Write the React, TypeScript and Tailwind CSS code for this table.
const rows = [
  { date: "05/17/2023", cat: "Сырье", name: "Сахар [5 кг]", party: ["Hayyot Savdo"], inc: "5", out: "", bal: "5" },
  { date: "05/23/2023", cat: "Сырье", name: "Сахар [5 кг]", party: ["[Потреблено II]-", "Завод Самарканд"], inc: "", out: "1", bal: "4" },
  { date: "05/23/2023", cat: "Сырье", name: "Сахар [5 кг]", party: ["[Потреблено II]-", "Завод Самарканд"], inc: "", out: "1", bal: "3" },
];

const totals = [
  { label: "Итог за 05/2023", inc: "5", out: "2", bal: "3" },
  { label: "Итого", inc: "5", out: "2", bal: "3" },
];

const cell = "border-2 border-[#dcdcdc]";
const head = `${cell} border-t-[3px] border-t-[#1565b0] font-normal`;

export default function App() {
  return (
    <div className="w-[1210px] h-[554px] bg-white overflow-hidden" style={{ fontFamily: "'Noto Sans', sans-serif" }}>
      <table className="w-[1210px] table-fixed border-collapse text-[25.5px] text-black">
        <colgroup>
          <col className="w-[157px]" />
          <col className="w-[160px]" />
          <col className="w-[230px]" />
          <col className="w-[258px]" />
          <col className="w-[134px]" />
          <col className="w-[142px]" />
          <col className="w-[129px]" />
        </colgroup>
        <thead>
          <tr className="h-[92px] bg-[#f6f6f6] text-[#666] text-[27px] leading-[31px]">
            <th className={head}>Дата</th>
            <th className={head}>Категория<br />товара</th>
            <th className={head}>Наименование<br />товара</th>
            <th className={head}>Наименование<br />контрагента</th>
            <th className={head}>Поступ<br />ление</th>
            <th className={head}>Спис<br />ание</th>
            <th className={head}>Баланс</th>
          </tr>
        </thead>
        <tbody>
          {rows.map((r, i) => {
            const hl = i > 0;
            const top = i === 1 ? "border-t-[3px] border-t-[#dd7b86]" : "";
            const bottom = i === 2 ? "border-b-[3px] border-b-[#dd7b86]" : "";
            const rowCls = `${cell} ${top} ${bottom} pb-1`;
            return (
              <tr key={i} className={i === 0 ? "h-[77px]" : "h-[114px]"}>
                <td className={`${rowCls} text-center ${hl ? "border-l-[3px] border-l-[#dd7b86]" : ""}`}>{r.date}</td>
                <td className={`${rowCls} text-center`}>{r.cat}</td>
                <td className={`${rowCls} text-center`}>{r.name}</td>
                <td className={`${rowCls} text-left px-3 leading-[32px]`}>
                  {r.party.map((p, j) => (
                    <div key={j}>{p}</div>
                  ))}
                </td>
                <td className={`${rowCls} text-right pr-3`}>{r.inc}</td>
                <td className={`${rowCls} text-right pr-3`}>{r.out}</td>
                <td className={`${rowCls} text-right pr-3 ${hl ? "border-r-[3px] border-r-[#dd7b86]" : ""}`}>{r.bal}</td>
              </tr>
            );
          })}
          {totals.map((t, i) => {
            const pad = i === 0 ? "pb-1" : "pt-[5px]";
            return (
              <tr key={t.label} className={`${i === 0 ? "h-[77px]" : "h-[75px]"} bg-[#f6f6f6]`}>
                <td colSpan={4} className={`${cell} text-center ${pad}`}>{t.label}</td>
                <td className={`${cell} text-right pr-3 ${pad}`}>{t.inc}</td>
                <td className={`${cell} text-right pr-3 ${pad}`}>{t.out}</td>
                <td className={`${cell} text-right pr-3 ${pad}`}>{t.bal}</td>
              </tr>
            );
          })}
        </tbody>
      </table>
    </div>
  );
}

::::::::::

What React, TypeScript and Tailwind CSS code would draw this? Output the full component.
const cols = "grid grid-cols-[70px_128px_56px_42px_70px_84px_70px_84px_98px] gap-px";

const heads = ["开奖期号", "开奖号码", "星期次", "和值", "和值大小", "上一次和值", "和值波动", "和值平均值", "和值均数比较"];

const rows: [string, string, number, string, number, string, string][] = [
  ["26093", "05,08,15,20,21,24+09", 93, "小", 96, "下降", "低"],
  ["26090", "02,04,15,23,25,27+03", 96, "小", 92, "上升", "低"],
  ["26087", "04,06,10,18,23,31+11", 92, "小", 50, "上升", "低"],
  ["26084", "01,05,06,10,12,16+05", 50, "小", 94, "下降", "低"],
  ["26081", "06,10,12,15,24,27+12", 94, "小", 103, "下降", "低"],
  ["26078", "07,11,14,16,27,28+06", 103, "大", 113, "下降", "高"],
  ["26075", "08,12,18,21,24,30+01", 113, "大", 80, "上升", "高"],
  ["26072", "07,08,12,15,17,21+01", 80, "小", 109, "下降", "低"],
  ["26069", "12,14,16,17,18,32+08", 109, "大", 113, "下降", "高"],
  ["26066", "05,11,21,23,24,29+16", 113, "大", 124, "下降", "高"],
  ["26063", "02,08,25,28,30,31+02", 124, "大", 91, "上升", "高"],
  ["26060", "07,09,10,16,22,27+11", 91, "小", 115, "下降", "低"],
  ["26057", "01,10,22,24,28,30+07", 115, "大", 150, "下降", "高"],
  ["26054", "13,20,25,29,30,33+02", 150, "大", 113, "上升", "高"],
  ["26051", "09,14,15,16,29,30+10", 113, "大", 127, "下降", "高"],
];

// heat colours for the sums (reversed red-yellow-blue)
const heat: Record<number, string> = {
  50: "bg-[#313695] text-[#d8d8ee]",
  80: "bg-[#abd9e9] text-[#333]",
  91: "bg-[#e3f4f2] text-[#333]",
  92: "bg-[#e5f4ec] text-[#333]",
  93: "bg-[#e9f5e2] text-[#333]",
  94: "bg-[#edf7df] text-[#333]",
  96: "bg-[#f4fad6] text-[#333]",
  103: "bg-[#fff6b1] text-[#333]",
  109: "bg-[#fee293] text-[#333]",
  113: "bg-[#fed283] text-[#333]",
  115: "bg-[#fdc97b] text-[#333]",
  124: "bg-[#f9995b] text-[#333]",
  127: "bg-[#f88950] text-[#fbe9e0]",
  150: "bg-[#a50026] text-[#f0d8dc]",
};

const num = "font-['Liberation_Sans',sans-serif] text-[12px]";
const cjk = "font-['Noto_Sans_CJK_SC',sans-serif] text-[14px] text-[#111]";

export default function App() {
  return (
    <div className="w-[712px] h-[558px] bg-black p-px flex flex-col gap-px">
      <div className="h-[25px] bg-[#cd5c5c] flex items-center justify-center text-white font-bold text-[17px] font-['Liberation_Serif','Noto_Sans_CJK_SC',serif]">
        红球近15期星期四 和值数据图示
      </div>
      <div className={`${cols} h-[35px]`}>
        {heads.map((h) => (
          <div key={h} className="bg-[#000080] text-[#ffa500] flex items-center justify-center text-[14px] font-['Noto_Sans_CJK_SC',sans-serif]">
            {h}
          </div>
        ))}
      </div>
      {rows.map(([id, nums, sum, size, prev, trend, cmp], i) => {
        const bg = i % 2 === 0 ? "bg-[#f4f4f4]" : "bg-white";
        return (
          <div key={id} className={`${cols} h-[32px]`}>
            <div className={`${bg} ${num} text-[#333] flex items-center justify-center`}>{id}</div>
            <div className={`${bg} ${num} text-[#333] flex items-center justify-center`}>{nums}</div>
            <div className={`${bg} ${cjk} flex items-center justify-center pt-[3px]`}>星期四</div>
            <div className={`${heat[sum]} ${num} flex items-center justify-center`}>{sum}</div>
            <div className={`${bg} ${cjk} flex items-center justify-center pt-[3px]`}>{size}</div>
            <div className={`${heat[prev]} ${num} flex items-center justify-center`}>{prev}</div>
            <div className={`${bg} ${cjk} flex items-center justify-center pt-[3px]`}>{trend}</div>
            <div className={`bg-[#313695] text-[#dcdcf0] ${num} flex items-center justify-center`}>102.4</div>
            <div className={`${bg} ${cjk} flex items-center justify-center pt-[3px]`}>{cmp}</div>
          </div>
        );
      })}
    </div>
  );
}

::::::::::

- _WRITTEN REQUEST_
Scan the data for the word "this" and copy every line where it shows up.

- _CORRECT OUTPUT_
Write the React, TypeScript and Tailwind CSS code for this table.
What React, TypeScript and Tailwind CSS code would draw this? Output the full component.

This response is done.